Rita K. (
bklyn) wrote on 11/18/2007...
2 member(s) found this review helpful.
This is "classic" Parker, another chapter in the Spenser saga. Here Spencer is on his own. Susan is away at a professional conference. A lot of his conversation (thinking aloud) is confined to Pearl, the dog. The mystery is about a high school boy accused of mass murder at his school. Spencer tries to find out if and why the boy committed the crime.
This book just proves that Parker does not need to depend on his full menu of characters to provide an engrossing story. Spencer alone is still funny, entertaining and a good read!
1 member(s) found this review helpful.
There must be a secret to Parker´s success of mass publishing books. However, I was not able to find it.
First of all this was my first book by Robert B. Parker and certainly it was the last one. I just can´t be friend with dull writing and sentences that rarely contain more than 10 words.
Here´s a short excerpt:
"It had been a wet summer. Outside my office window, it was raining again. I was watching it. Pearl was resting om her couch. Later, wgen the excitement died down, I might read the paper. My phone rang. Pearl had no reaction. She didn´t care about phones. I didn´t either, but somebody had to abswer, so I picked it up."

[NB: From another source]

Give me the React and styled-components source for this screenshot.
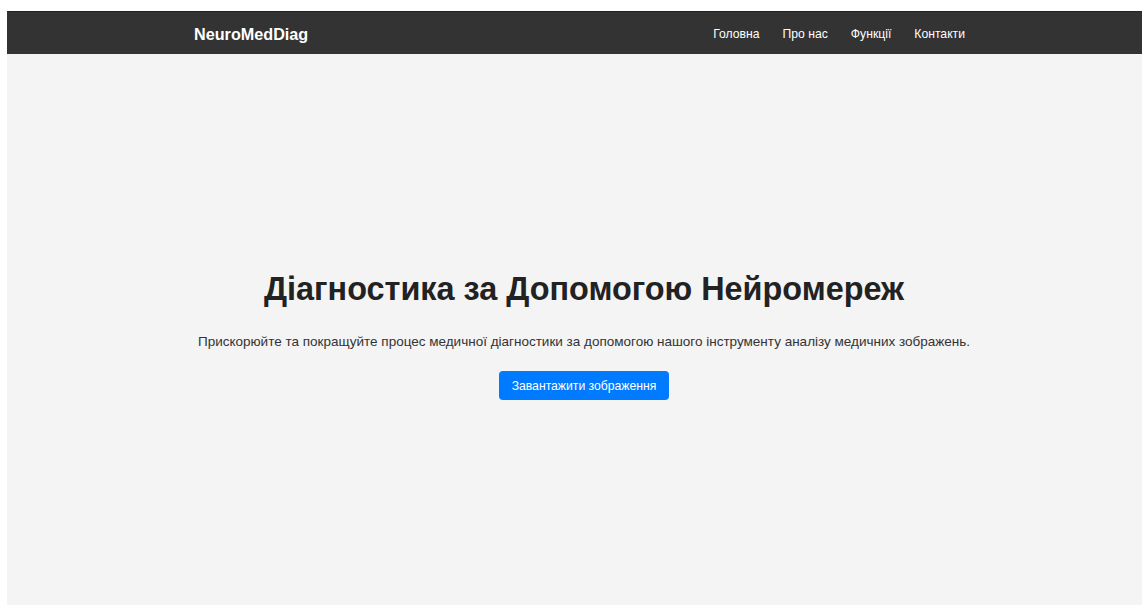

I rarely write bad reviews but this book deserved one.

Jan M. (
batgirl) wrote on 3/6/2007...
1 member(s) found this review helpful.
Spenser is always wonderful. No Hawk and very little of Susan. Spenser's main companion in this investigation is Pearl the Wonder Dog. Two students shoot up their school, are captured, and confess, so why is Spenser so interested in WHY?
1 member(s) found this review helpful.
This was my first Robert B. Parker read, and it was a good vacation book. It's not great literature but fairly entertaining. I laughed outloud a few times, too.